The Australian energy regulator anticipates that unit two at Loy Yang A will be online before peak summer demand, but was always planning for contingencies in case of energy shortfalls.
The Victorian government wants to negotiate multi-year contracts with the Australian Energy Market Operator to mitigate against risks of coal generators from failing when they are most needed.
Energy Minister Lily D’Ambrosio announced yesterday she wants Victoria to go alone as the state was “sick of waiting for the national energy rules to change”.
AEMO can only negotiate Reliability and Emergency Reserve Trader agreements nine months in advance to shore-up additional power during peak summer periods.
Instead, Victoria wants to negotiate multi-year contracts with the market operator for additional reserves in an attempt to bring in more certainty for the state, but when it was cheaper to do so.
Ms D’Ambrosio said Victoria was not “willing to wait on the sidelines when it comes to planning for our energy future”, and would bring it up at the Energy Council COAG meeting.
“Which is why we’re breaking free from the federal government’s outdated rules and getting it done ourselves,” Ms D’Ambrosio said.
“Securing longer-term reserve power is not a silver bullet, but it’s important we use everything in our arsenal to help AEMO balance our energy supply and demand during prolonged hot weather.”
An AEMO spokeswoman said the regulator was “supportive of this application” as it would allow reserve resources to be secured well in advance.
“Enabling us to negotiate multi-year contracts for a lower cost than annual, short term contracts,” she said.
AEMO is due to release this year’s RERT in December. In 2017, it had contracted 100 diesel generators in Morwell as an emergency summer back-up but they were never called upon.
The regulator had previously warned that between 260,000 and 1.3 million households could be without power this summer if outages at Loy Yang A and Mortlake gas plant extend into summer.
Loy Yang A owner AGL was confident the station would be reliable for summer, and unit two repairs were ahead of schedule after it went offline in May.
“It’s important we get this unit back pre-summer and do maintenance on the other units so they are reliable prior to summer,” AGL coal operations general manager Steve Rieniets said.
Grattan Institute energy program director Tony Wood said analysis had forecast a risk of shortfalls this summer given the outages at Loy Yang A and Mortlake, however, beyond that the outlook was “a lot better”.

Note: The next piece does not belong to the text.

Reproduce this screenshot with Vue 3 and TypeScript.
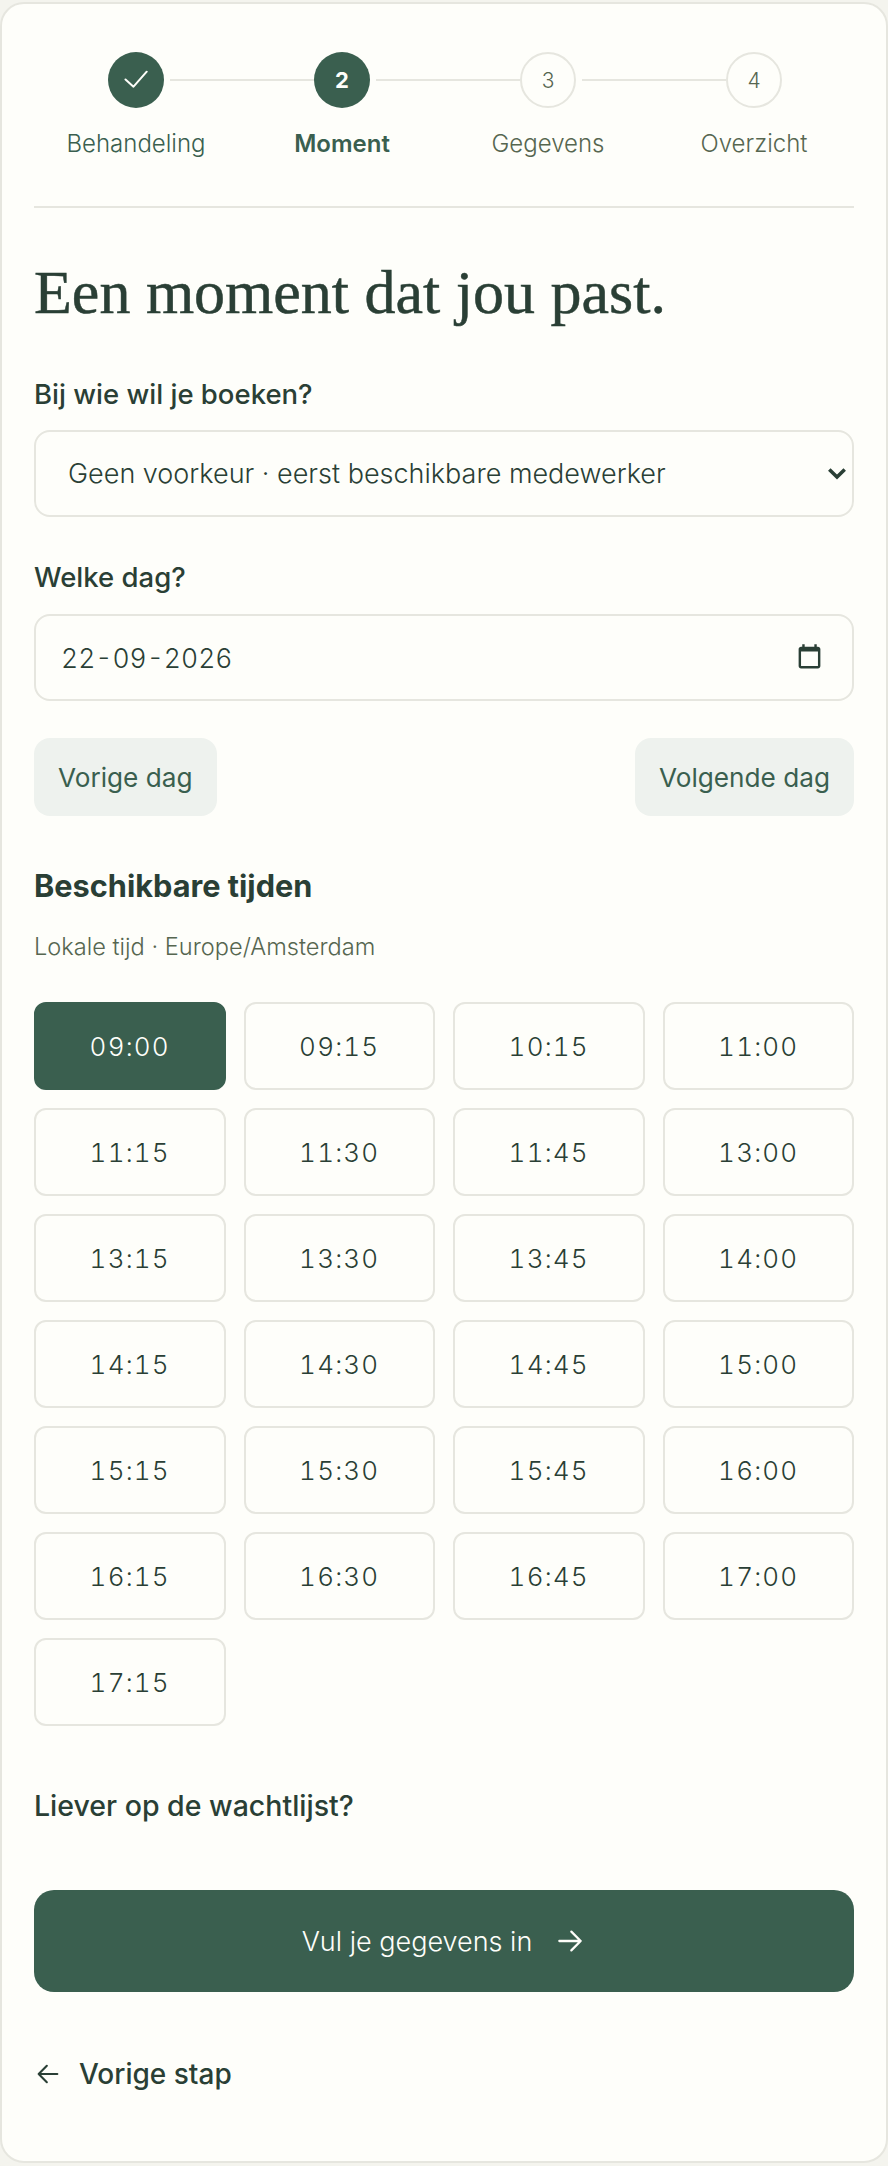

“AEMO needs to demonstrate [longer-term contracts] is good value to for money, right now we know we need more capacity this summer, but we may not it need it for years two or three,” Mr Wood said.
“So AEMO needs to be convinced it’s needed beyond year one.”
Federal Energy Minister Angus Taylor said the proposal was “worthy of consideration” and “planning a few years ahead has some advantages” but it was important to get the trade-off right.
“The future of the RERT is an important consideration,” Mr Taylor said.
“It’s a short-term mechanism, not a genuine strategic reserve, and some take the view that a longer term strategic reserve is ultimately going to be necessary.”